:: Data shown ::
________________
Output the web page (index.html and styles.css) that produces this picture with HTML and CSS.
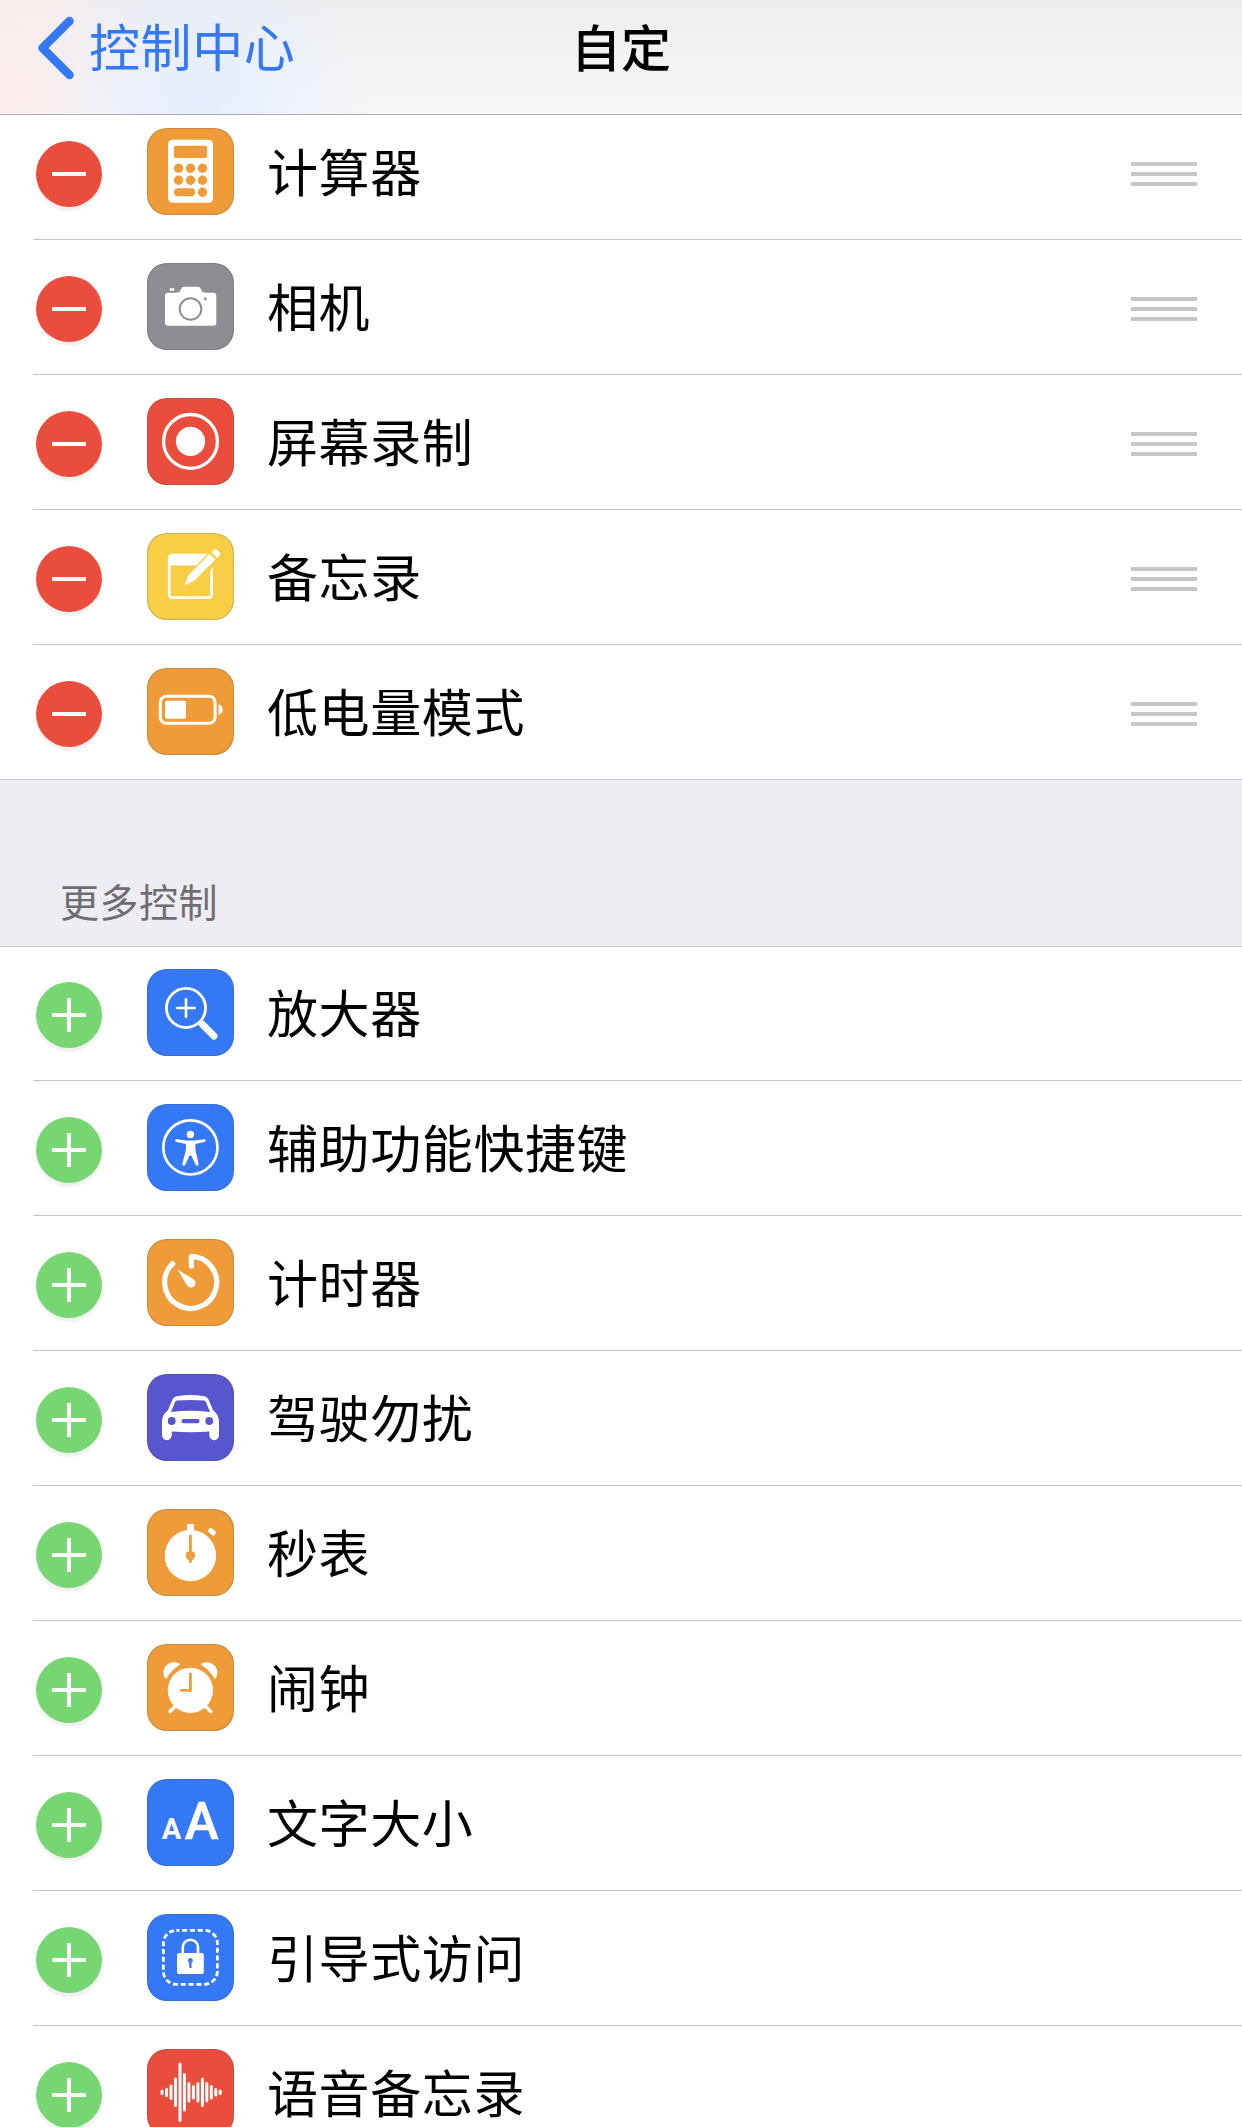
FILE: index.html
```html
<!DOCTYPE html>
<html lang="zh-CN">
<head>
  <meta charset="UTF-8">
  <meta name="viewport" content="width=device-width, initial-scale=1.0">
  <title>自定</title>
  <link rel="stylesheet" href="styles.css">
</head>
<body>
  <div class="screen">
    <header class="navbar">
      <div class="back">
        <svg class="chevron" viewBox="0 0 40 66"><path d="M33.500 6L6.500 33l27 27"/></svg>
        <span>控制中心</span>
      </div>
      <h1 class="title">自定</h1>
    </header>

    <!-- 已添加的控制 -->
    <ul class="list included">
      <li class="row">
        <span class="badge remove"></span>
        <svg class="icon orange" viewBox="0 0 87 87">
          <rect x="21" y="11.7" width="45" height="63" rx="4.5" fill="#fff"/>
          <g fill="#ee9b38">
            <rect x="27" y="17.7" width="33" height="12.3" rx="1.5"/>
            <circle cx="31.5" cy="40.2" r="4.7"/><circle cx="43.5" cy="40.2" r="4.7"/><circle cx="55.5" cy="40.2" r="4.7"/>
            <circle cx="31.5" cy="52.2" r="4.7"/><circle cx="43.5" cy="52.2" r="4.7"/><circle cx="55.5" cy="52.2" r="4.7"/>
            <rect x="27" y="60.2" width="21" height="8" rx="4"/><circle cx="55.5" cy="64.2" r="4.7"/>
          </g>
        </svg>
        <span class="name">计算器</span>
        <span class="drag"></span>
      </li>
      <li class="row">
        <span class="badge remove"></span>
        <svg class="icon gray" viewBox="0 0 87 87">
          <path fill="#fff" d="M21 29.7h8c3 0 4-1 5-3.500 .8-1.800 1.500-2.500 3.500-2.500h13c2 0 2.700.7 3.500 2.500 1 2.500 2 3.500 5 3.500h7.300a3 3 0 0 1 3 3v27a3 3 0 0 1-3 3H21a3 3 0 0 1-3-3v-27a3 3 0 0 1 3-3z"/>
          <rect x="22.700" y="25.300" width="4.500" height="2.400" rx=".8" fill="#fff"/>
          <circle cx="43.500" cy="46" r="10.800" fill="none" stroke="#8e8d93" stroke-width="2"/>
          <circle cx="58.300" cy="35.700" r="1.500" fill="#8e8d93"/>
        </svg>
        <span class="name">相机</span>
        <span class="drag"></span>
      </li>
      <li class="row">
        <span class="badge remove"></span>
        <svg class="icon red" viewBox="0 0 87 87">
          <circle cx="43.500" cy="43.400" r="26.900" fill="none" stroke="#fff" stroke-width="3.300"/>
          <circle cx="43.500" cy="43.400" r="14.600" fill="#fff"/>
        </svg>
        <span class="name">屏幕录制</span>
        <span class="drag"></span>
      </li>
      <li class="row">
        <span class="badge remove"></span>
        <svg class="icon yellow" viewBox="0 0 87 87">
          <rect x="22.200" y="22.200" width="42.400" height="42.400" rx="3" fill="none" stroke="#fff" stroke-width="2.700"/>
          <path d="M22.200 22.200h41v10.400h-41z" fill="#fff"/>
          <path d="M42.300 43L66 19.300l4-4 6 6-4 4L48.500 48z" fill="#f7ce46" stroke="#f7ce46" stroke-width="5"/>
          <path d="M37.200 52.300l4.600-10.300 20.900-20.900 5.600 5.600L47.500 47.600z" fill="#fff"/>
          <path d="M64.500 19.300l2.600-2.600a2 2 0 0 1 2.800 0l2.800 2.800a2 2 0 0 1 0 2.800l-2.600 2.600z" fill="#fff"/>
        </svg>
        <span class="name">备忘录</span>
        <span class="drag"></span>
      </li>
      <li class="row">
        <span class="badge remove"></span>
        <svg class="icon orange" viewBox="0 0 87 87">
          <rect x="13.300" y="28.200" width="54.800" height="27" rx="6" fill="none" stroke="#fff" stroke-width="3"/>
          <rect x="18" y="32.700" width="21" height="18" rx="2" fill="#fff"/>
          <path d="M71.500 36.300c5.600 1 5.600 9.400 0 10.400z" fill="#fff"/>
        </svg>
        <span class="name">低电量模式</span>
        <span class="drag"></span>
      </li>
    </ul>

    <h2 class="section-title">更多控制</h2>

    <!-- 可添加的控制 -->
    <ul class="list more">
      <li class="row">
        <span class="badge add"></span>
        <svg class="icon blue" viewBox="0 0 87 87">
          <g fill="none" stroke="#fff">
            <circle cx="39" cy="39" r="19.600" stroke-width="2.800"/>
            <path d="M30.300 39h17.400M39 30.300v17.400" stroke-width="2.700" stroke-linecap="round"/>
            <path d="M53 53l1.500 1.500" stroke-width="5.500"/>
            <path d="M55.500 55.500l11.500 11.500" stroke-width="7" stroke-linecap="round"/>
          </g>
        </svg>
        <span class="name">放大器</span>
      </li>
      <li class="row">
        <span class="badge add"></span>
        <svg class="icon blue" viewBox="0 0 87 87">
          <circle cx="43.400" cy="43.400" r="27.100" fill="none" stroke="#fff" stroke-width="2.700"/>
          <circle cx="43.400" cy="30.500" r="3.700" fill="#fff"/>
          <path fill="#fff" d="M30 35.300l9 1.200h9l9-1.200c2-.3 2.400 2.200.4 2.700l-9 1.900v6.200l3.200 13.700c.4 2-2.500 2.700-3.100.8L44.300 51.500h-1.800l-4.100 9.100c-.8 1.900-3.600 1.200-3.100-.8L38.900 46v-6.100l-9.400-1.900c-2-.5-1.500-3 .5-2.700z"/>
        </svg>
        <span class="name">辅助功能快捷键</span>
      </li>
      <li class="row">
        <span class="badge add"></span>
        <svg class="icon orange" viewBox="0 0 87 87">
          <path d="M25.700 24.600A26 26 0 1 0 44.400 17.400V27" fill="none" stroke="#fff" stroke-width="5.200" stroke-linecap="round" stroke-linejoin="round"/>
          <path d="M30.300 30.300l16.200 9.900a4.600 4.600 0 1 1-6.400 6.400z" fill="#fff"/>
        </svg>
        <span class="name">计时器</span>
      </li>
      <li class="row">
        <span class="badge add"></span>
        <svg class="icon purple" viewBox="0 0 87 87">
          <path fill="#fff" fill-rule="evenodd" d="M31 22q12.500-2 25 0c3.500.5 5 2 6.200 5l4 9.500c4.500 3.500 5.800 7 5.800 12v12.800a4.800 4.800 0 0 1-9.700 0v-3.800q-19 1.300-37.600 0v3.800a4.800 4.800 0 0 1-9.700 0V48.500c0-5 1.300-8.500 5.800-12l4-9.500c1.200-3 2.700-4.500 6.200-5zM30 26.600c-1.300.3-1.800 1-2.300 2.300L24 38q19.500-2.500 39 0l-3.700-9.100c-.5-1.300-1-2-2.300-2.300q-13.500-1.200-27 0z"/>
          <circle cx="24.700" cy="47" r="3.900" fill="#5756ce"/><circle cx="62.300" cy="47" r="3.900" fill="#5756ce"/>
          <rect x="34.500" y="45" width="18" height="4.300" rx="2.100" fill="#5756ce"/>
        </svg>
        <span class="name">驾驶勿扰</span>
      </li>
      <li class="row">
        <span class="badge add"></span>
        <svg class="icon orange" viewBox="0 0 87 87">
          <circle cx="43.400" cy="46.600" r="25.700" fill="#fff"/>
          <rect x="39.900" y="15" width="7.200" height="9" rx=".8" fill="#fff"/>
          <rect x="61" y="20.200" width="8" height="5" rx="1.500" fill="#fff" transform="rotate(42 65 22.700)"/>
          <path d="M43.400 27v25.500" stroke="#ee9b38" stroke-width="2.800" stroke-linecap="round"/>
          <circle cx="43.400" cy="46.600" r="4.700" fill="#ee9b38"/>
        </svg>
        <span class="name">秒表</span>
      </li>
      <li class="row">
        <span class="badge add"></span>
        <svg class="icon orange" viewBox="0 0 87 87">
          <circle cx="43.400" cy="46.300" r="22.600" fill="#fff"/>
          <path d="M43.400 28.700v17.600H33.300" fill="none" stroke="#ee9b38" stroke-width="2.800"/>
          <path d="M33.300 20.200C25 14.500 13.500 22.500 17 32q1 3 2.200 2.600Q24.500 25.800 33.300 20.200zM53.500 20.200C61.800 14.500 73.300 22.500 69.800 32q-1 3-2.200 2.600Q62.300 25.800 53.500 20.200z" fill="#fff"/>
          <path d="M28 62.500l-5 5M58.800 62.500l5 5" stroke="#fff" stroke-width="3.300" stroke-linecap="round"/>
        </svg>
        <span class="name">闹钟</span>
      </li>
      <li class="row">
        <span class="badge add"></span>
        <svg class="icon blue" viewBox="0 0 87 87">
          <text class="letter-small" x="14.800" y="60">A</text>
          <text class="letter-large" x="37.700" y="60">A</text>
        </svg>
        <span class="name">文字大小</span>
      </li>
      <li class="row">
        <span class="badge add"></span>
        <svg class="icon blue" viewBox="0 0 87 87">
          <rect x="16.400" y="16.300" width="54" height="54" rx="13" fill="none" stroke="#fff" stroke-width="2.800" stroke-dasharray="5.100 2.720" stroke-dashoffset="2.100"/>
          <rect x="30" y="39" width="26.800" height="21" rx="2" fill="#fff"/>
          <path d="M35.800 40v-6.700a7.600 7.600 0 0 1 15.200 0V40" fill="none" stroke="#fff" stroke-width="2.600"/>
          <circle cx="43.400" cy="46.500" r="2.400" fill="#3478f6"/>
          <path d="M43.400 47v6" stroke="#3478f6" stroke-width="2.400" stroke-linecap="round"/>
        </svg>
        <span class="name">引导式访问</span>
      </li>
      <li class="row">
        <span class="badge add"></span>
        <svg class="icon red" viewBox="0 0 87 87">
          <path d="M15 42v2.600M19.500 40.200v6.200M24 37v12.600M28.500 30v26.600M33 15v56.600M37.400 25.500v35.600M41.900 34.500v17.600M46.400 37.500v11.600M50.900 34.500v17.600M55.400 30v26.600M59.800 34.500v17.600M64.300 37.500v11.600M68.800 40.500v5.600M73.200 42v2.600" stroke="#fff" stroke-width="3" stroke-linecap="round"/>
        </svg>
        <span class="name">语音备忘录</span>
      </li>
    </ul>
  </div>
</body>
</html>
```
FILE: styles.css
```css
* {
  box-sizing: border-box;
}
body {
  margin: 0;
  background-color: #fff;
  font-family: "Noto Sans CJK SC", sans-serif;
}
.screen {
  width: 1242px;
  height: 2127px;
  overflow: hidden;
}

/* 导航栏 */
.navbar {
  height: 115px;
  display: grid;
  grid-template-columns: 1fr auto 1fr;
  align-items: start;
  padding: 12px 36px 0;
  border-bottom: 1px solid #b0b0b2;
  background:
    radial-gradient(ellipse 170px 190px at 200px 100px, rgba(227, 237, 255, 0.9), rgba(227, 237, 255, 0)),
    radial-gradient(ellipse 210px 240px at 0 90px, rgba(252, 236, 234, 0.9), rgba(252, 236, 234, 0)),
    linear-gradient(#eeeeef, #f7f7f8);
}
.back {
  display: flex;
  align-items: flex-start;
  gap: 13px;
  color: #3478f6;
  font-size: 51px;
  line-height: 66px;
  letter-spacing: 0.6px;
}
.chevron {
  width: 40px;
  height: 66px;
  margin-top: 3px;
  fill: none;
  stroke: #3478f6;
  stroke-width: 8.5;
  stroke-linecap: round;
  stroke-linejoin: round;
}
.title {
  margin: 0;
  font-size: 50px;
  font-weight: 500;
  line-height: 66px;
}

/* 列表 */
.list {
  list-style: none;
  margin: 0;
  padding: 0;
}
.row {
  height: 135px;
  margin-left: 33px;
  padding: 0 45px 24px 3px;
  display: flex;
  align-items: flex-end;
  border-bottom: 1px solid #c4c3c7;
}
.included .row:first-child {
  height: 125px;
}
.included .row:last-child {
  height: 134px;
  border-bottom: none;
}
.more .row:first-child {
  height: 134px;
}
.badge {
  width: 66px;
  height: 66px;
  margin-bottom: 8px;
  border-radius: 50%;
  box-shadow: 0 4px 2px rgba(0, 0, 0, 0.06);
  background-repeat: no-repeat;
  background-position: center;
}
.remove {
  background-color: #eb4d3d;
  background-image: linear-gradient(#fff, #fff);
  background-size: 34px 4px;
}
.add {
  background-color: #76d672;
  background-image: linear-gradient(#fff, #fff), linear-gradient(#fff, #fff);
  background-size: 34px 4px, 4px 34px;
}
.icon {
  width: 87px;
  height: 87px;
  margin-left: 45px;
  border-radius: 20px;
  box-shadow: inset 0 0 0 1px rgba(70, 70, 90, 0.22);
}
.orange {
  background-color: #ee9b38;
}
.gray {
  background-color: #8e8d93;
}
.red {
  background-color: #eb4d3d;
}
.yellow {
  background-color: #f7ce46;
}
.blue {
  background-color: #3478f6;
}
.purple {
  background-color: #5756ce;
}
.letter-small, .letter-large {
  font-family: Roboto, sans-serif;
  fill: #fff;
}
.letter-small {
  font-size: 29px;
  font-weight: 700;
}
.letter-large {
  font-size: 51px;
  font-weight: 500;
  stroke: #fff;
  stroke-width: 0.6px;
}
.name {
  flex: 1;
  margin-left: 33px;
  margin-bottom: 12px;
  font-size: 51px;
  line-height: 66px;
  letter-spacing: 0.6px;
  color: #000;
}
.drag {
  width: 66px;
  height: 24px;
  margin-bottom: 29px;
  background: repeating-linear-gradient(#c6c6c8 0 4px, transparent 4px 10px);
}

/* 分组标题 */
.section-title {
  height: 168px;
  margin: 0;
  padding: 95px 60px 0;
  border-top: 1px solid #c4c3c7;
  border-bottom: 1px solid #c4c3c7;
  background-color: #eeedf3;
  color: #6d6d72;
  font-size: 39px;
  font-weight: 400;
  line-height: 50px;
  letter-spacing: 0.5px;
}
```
________________
:: Given problem ::
Identify all lines where the word "styles" shows up. Copy them.

:: Task output ::
Output the web page (index.html and styles.css) that produces this picture with HTML and CSS.
  <link rel="stylesheet" href="styles.css">
FILE: styles.css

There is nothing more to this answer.